The TT comes with fairly nimble suspension from the factory, however most enthusiasts will agree that there is much room for improvement. Safety and practicality concerns lean the TT's suspension towards riding high and understeering in turns.
Fortunately, there is a broad aftermarket for suspension on the TT. I'll convey my knowledge through a series of notes broken down into specific suspension related topics.
Choosing a suspension setup:
-The only difference between coilovers and a spring and strut setup is that coilovers offer adjustable ride height. THAT'S IT. Some coilovers have dampening adjustability but so do soem strut/spring kits....adjustability is usually the only reason they are more expensive and more commonly used. Only real benefit to coilovers performance wise is the ability to corner balance.
-Running lowering springs on stock struts will most likely wear the struts out faster and make for a bouncy ride...I don't recommend it.
-When buying coilovers/springs and struts, replace your strut bushings and bearings as well while you're at it. They're not expensive, but most likely could use replacing.
-There are many good spring and strut manufacturers including big names like H&R, Koni and Bilstein. Cheap coilovers include brands like Vmaxx.

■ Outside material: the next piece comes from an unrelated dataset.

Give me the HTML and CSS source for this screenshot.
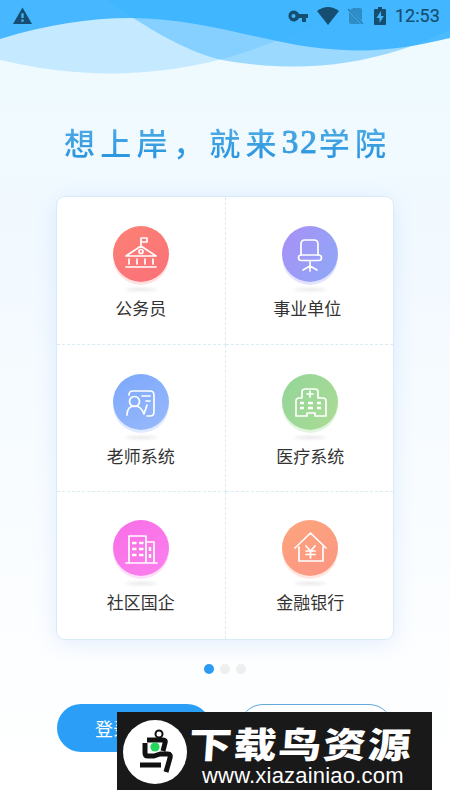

-Some Golf/Jetta components may fit the TT, however the two ARE NOT the same.
-Do your research as to what coilovers/springs go how low. There are many brands and they do not all produce the same amount of lowering. There's a post on here about a coilover pic thread on Vortex that I started.
-Lowering will increase your rear camber somewhat. This in itself will not severely affect your tirewear. Unfortunately, on Quattro TT's, the wheels "toe in" (point towards each other) when the camber increases which WILL destroy tires ridiculously fast. This will require a set of Kmac bushings ($200-$300 on TTstuff.com) to correct. You can also use adjustable rear control arms to do the same thing. FWD TT's do not need to correct the camber as their rear axle is different and does not produce the same "toe in" effects.
-Lowering can put your engine components at risk from bottoming out. DieselGeek sells a metal skidplate to give your oil pan and other components some protection ($300).
-Many coilover kits come with adjustable rear spring perches, but often to get desired lowness the rear suspension must be run without using these perches. You can run them this way, but it does not allow adjustment of the rear ride height.
Handling improvement; reducing understeer:
-The single most effective way to reduce understeer is a rear sway bar. These come in many diameters, but generally it is advisable to go with a 19mm rear swaybar if keeping the front swaybar stock. Larger sizes are primarily used to complement aftermarket front swaybars.
-Control arm bushings are another way to help expunge understeer. Some people replace the front lower control arm bushings with poly bushings to firm up the steering, however poly bushings are said to wear out quickly in these locations for some people. Another option is a set of DEFCONS from MCPi, which adapt the control arms to a previous, more desirable design (read the site for more info).